[START OF INFORMATION SHOWN]

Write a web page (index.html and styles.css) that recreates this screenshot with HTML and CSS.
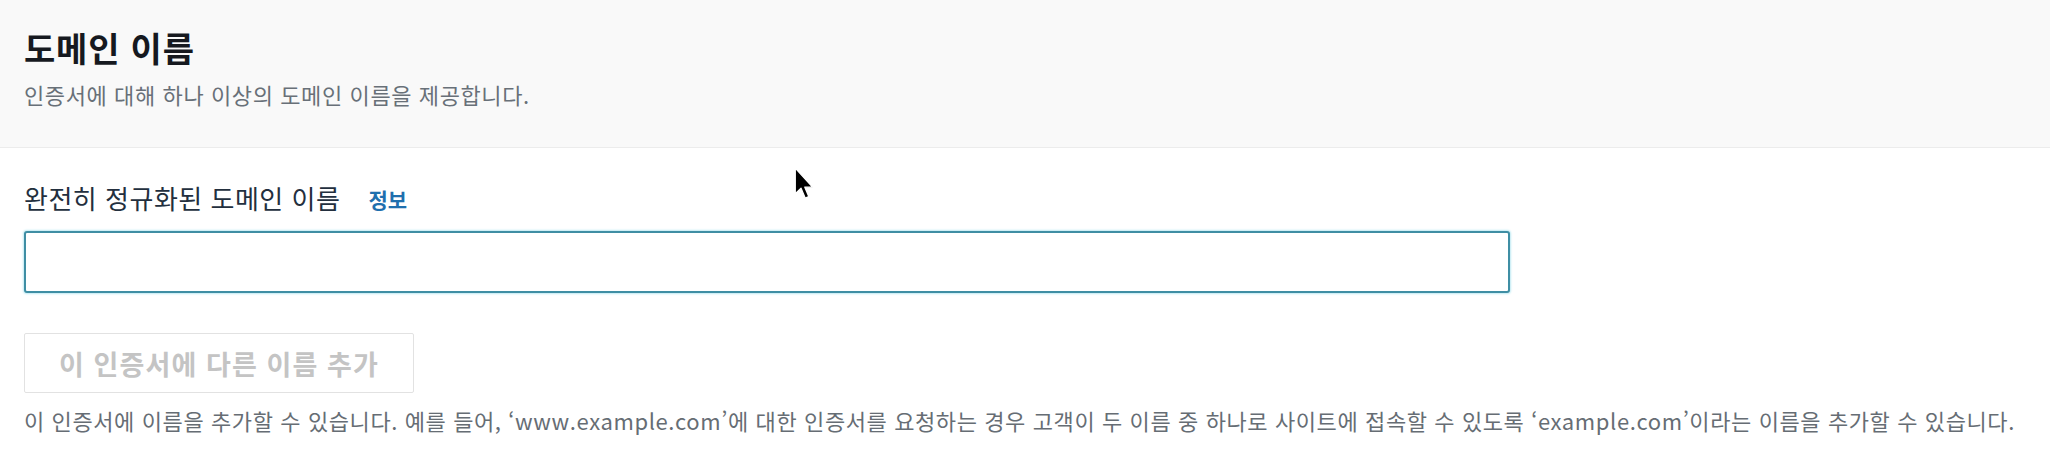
FILE: index.html
```html
<!DOCTYPE html>
<html lang="ko">
<head>
<meta charset="utf-8">
<title>도메인 이름</title>
<link rel="stylesheet" href="styles.css">
</head>
<body>
<div class="panel">
  <div class="panel-header">
    <h2 class="title">도메인 이름</h2>
    <p class="subtitle">인증서에 대해 하나 이상의 도메인 이름을 제공합니다.</p>
  </div>
  <div class="panel-body">
    <div class="field-label">
      <span class="label-text">완전히 정규화된 도메인 이름</span>
      <a class="info-link" href="#">정보</a>
    </div>
    <div class="input-wrap">
      <input class="text-input" type="text" aria-label="완전히 정규화된 도메인 이름">
    </div>
    <div class="button-row">
      <button class="btn-disabled" type="button" disabled>이 인증서에 다른 이름 추가</button>
    </div>
    <p class="help">이 인증서에 이름을 추가할 수 있습니다. 예를 들어, ‘www.example.com’에 대한 인증서를 요청하는 경우 고객이 두 이름 중 하나로 사이트에 접속할 수 있도록 ‘example.com’이라는 이름을 추가할 수 있습니다.</p>
  </div>
  <svg class="cursor" width="20" height="33" viewBox="0 0 12 20" aria-hidden="true">
    <path d="M0.7 0.7 L0.7 16.2 L4.2 12.9 L6.7 18.8 L8.9 17.9 L6.5 12.2 L11.2 12.2 Z" fill="#000" stroke="#fff" stroke-width="0.8" stroke-linejoin="round"/>
  </svg>
</div>
</body>
</html>
```

FILE: styles.css
```css
html, body {
  margin: 0;
  padding: 0;
  background: #ffffff;
}

body {
  font-family: "Noto Sans CJK KR", "Noto Sans", "Liberation Sans", sans-serif;
  color: #16191f;
}

.panel {
  position: relative;
  width: 2050px;
  height: 470px;
  overflow: hidden;
}

.panel-header {
  background: #f9f9f9;
  border-bottom: 1px solid #ececec;
  padding: 27px 24px 39px;
}

.title {
  margin: 0;
  font-size: 34px;
  line-height: 42px;
  font-weight: 700;
  letter-spacing: 0.8px;
  color: #16191f;
}

.subtitle {
  margin: 11px 0 0;
  font-size: 22px;
  line-height: 28px;
  letter-spacing: 0.6px;
  color: #687078;
}

.panel-body {
  padding: 33px 24px 0;
}

.field-label {
  display: flex;
  align-items: center;
  gap: 28px;
  height: 34px;
}

.label-text {
  font-size: 26px;
  line-height: 34px;
  letter-spacing: 0.5px;
  color: #232f3e;
}

.info-link {
  font-size: 21px;
  line-height: 34px;
  font-weight: 700;
  color: #1f6fae;
  text-decoration: none;
  padding-top: 2px;
}

.input-wrap {
  margin-top: 16px;
  width: 1486px;
}

.text-input {
  display: block;
  box-sizing: border-box;
  width: 100%;
  height: 62px;
  margin: 0;
  border: 2px solid #3f8ea4;
  border-radius: 3px;
  box-shadow: 0 0 2px 1px #bfeaf3;
  background: #fff;
  outline: none;
}

.button-row {
  margin-top: 40px;
  display: flex;
}

.btn-disabled {
  box-sizing: border-box;
  width: 390px;
  height: 60px;
  padding: 0;
  border: 1px solid #e2e2e2;
  border-radius: 2px;
  background: #ffffff;
  font-family: "Noto Sans CJK KR", "Noto Sans", sans-serif;
  font-size: 27px;
  letter-spacing: 1.1px;
  font-weight: 700;
  color: #c4c4c4;
}

.help {
  margin: 13px 0 0;
  font-size: 22px;
  line-height: 28px;
  letter-spacing: 0.6px;
  color: #666d74;
  white-space: nowrap;
}

.cursor {
  position: absolute;
  left: 794px;
  top: 167px;
}
```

[END OF INFORMATION SHOWN]

SET EXERCISE :: Copy every line in the listing above where the string "index" turns up.

FINAL ANSWER ::
Write a web page (index.html and styles.css) that recreates this screenshot with HTML and CSS.
FILE: index.html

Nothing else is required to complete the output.